EXERCISE DIRECTIONS
List each line of the data that holds the string "React".
********
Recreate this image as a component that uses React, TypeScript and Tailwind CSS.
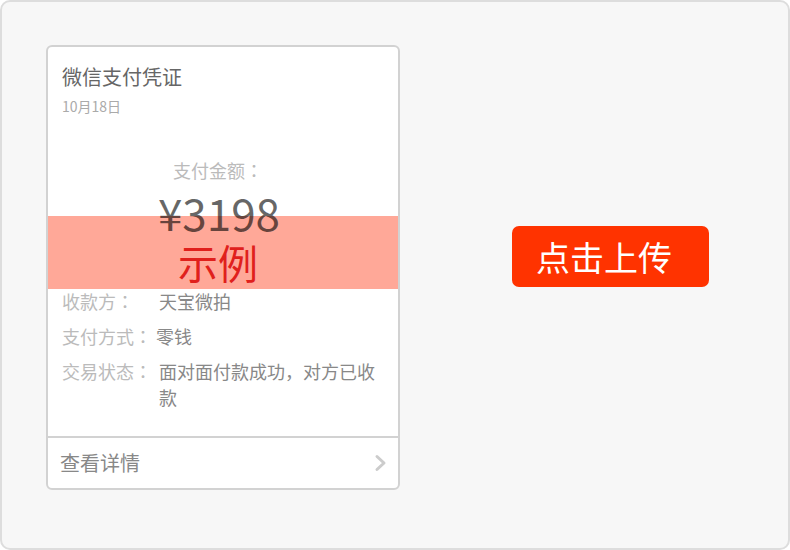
import React from 'react';

const cjk = { fontFamily: '"Noto Sans CJK SC", "Noto Sans", sans-serif' };

// centred full-width colon, as in the reference
function Colon() {
  return <span className="[font-family:'Noto_Sans_CJK_TC',sans-serif]">：</span>;
}

function Row({ label, value, labelWidth }: { label: string; value: string; labelWidth: string }) {
  return (
    <div className="flex text-[18px] leading-[26px]">
      <span className={`${labelWidth} shrink-0 text-[#bbbbbb]`}>
        {label}
        <Colon />
      </span>
      <span className="text-[#888888]">{value}</span>
    </div>
  );
}

export default function App() {
  return (
    <div
      className="w-[790px] h-[550px] bg-[#f7f7f7] border-2 border-[#dddddd] rounded-[10px] flex items-start"
      style={cjk}
    >
      {/* Voucher card */}
      <div className="relative ml-[44px] mt-[43px] w-[354px] h-[445px] bg-white border-2 border-[#d2d2d2] rounded-[6px] flex flex-col">
        <div className="flex-1 flex flex-col px-[14px] pt-[16px]">
          <div className="text-[20px] leading-[28px] text-[#666666]">微信支付凭证</div>
          <div className="mt-[5px] text-[14px] leading-[20px] text-[#aaaaaa]">10月18日</div>

          <div className="mt-[41px] pr-[10px] text-center text-[18px] leading-[26px] text-[#bbbbbb]">
            支付金额
            <Colon />
          </div>
          <div className="relative z-10 mt-[5px] pr-[8px] text-center text-[44px] leading-[48px] text-black/60">¥3198</div>

          <div className="mt-[52px] flex flex-col gap-[9px]">
            <Row label="收款方" value="天宝微拍" labelWidth="w-[97px]" />
            <Row label="支付方式" value="零钱" labelWidth="w-[94px]" />
            <Row label="交易状态" value="面对面付款成功，对方已收款" labelWidth="w-[97px]" />
          </div>
        </div>

        <div className="h-[52px] border-t-2 border-[#d2d2d2] flex items-center justify-between pl-[12px] pr-[10px]">
          <span className="text-[20px] text-[#888888]">查看详情</span>
          <svg width="14" height="18" viewBox="0 0 14 18" fill="none">
            <path d="M3 2.5 L10 9 L3 15.5" stroke="#cccccc" strokeWidth="3" strokeLinecap="round" strokeLinejoin="round" />
          </svg>
        </div>

        {/* sample watermark band */}
        <div className="absolute left-0 right-0 top-[169px] h-[73px] bg-[#ffa898] flex justify-center pt-[22px] pr-[10px]">
          <span className="text-[40px] leading-[48px] text-[#e0201c]">示例</span>
        </div>
      </div>

      <button className="ml-[112px] mt-[224px] w-[197px] h-[61px] bg-[#ff3300] rounded-[7px] text-white text-[34px] text-left pl-[24px] leading-none">
        点击上传
      </button>
    </div>
  );
}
********
TASK SOLUTION
Recreate this image as a component that uses React, TypeScript and Tailwind CSS.
import React from 'react';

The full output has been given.